| TASK DETAILS |
Each line of the material below that holds the word "styles" needs to be copied.

| DATA BLOCK |
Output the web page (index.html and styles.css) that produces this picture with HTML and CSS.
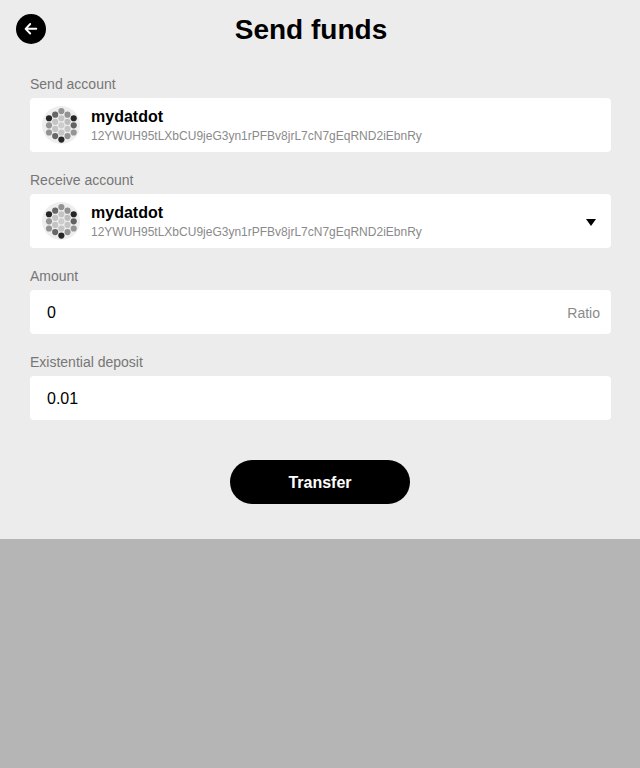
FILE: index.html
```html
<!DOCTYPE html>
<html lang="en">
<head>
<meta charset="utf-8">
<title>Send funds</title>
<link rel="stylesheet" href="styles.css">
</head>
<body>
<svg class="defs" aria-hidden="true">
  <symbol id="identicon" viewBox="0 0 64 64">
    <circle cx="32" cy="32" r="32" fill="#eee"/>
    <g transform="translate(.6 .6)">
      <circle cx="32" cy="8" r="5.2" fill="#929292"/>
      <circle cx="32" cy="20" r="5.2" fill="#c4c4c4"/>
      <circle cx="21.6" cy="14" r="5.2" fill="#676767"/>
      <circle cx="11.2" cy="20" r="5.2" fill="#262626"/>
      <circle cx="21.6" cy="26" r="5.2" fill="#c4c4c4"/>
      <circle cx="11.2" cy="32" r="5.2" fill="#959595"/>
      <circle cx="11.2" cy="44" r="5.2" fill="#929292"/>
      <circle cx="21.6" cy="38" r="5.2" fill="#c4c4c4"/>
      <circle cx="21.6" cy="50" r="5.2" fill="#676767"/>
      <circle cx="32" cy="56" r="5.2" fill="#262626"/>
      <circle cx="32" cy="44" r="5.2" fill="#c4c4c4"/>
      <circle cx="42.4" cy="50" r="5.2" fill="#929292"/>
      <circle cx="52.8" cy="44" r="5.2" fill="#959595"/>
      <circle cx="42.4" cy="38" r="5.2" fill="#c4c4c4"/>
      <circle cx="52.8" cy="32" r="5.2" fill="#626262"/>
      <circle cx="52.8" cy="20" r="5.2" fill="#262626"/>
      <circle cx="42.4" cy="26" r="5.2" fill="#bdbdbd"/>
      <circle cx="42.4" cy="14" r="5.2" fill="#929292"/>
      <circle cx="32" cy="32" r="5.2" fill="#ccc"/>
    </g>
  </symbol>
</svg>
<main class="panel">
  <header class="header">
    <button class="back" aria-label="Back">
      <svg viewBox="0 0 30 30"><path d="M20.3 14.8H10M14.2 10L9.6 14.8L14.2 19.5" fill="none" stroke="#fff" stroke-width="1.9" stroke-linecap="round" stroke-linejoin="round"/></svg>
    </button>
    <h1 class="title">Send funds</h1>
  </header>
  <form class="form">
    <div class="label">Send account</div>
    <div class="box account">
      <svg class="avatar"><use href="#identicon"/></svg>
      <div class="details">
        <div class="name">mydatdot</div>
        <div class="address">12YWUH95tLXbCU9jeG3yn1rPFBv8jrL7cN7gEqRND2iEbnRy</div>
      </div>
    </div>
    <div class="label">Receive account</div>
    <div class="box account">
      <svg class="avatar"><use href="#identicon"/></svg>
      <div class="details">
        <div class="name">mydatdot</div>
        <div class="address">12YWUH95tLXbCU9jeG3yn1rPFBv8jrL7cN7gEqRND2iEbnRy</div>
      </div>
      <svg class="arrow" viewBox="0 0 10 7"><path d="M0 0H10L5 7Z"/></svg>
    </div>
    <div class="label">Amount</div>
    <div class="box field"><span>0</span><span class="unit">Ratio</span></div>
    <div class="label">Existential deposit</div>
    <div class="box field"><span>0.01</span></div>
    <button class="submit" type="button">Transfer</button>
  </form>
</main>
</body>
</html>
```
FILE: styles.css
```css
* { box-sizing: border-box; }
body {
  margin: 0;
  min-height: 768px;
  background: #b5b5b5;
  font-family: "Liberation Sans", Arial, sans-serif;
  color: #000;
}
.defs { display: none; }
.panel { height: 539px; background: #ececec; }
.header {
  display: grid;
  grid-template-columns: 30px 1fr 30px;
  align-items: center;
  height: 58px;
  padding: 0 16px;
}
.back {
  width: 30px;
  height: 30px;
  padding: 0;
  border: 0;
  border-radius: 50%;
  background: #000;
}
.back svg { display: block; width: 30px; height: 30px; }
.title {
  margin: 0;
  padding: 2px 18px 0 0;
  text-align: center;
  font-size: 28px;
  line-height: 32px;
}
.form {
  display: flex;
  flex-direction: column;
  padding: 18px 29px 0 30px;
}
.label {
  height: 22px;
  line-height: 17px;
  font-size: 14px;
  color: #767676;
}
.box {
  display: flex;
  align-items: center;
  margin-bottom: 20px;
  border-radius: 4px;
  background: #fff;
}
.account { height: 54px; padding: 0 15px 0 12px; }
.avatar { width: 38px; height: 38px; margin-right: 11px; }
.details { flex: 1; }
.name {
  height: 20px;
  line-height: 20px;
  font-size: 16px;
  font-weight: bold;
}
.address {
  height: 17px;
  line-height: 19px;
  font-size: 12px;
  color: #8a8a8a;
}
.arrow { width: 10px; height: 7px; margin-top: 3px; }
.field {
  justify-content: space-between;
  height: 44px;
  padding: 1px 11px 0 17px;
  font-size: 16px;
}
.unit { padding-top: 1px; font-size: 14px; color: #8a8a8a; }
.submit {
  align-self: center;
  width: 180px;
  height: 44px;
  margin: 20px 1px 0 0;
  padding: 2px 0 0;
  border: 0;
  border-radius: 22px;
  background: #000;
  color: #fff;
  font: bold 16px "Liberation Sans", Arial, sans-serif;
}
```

| WRITTEN REPLY |
Output the web page (index.html and styles.css) that produces this picture with HTML and CSS.
<link rel="stylesheet" href="styles.css">
FILE: styles.css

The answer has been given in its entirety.